Here are my 2018 resolutions:
1. Give up all pop
(except at the movies because I am a person godammit)
2. Bring lunch to work 3 times a week
(I HATE THIS ONE SO MUCH BRINGING YOUR LUNCH TO WORK IS THE DEVIL. We’ll see how long this lasts.)
3. Increase monthly savings
(Real talk, I never met a dollar I wasn’t prepared to spend.)
4. Reduce Max’s screentime
(Yes, girl, I’m making resolutions for my kid! Yes I am! But most likely I will be working on one of my other resolutions when he wants to watch TV and I'm going to be like whatever, stop bothering me, do what you want.)
5. Read more, watch TV less
(Unlikely unless Facebook article reading counts.)
6. Write more
(Girl, I could write you a novel about all the writing projects I want to slay this year.

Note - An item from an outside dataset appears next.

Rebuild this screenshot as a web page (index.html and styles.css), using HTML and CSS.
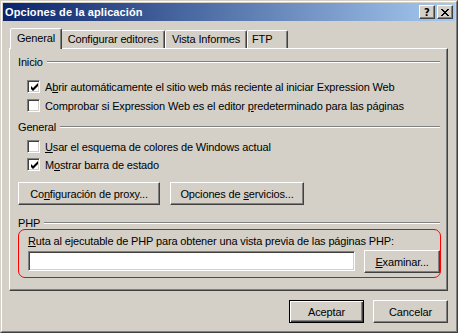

But like I HAVE A JOB SO WE'LL SEE.)
7. Ride the Peloton at least 3 times a week, Pilates once a week
8. Do the Whole 30 in January
(what a pain in the ass)
9. Start a bullet journal to track all my amazing progress on all my amazing goals
HAHAHAHAHAHAHAHAHAHA THIS IS SO MUCH SHIT. And doesn’t even include my big life goals that are like "don't fuck my kid up" “weigh what I did in college” “sell a screenplay” "find love with decent person" and “travel the world.”
You can’t do everything all the time all at once. You just can’t. I mean maybe you can if you have no job or children or responsibilities, but like if you don’t have any of those things, I doubt you have the wherewithal to suddenly jump from your bed and achieve all your resolutions or you’re so goddamned rich you don’t need a motherfucking resolution anyway.
So just embrace that truth, make some resolutions and then be like PSHAW WHATEVER when you fuck them up. And just see what sticks. Something probably will. That's my advice. I will work on my resolutions, I will fail on some of them, maybe all, but still, I like being a person engaged with her own life and what she wants for it. It's just one foot in front of the other. And you know, like, we're all fine the way we are right now. Who gives a shit, it's just life! Most of the time it's a mess and sometimes it all works out. You can't really control it but if you're like me, you will try anyway. HAPPY NEW YEAR.